An item titled “Site Selection for Charter Schools” (presently six charter and 3 alternatives are part of the 44 school district public school system) was removed from the agenda at the start of the meeting.  This is a discussion that needs to happen in a joint meeting and soon.  It’s been batted about in other meetings and commissions. Currently one school, Academy Charter, is located on borough land and another one, Fronteras seemingly is through the hoops at the district and borough, and also wishes to build a permanent home on existing borough land.  Fronteras staff and parents testified passionately while following what is currently the rules of the road repeatedly in front of the school board, assembly and school site selection committee each time thinking that was what it took to get approval only to be batted to the next body to appear one more time. Granted this was the first to forge this trail but the whole thing shouts to the inefficiency of the current code and you can be sure other charters strapped with large leases will be looking for that trail head too. The discussion of permanent sites for charter schools is a political hot potato that even if it’s not discussed elsewhere will be here in coming days.

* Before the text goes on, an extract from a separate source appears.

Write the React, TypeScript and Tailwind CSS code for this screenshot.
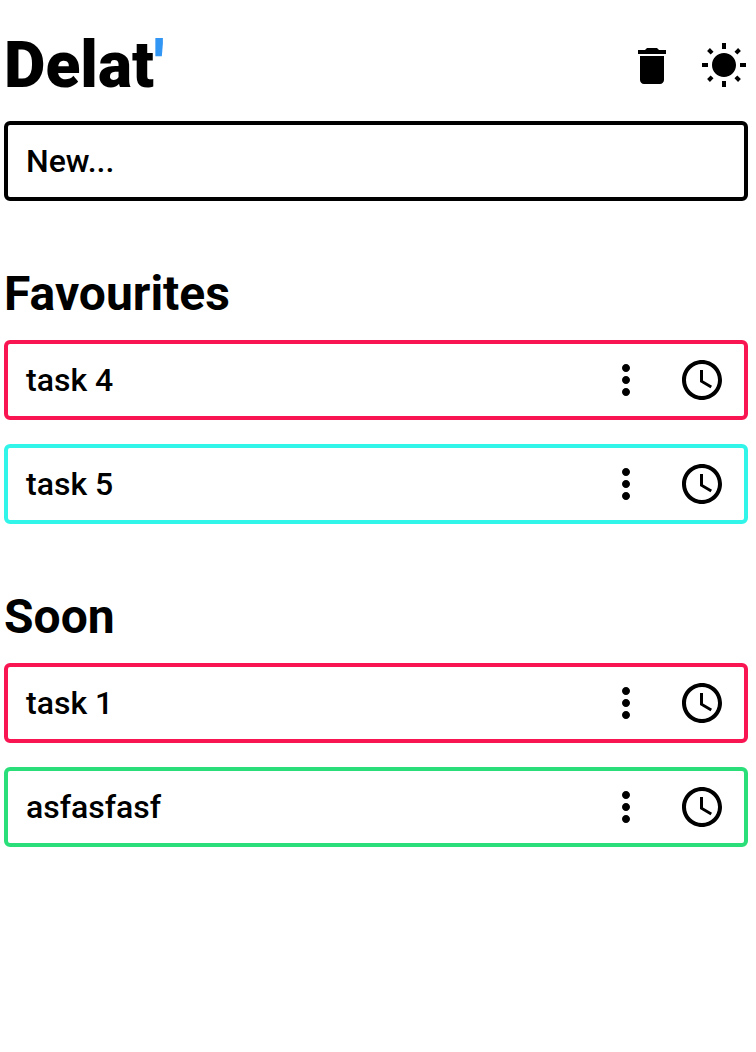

Joint Meetings of the Assembly and School District are in borough code to be convened on the second Tuesday in March, June, September and December. There were three scheduled meetings last year and the Ceremonial Mayor took it upon himself to cancel one of them.  It would serve the public and stakeholders better if these bodies pounded out a meeting calendar for the year and lived with it.  It’s easy to let other things get in the way of personally communicating or what’s become the norm with some Assembly members participating telephonically instead of live and in person. But a meeting of the Assembly and the School Board is not one of them.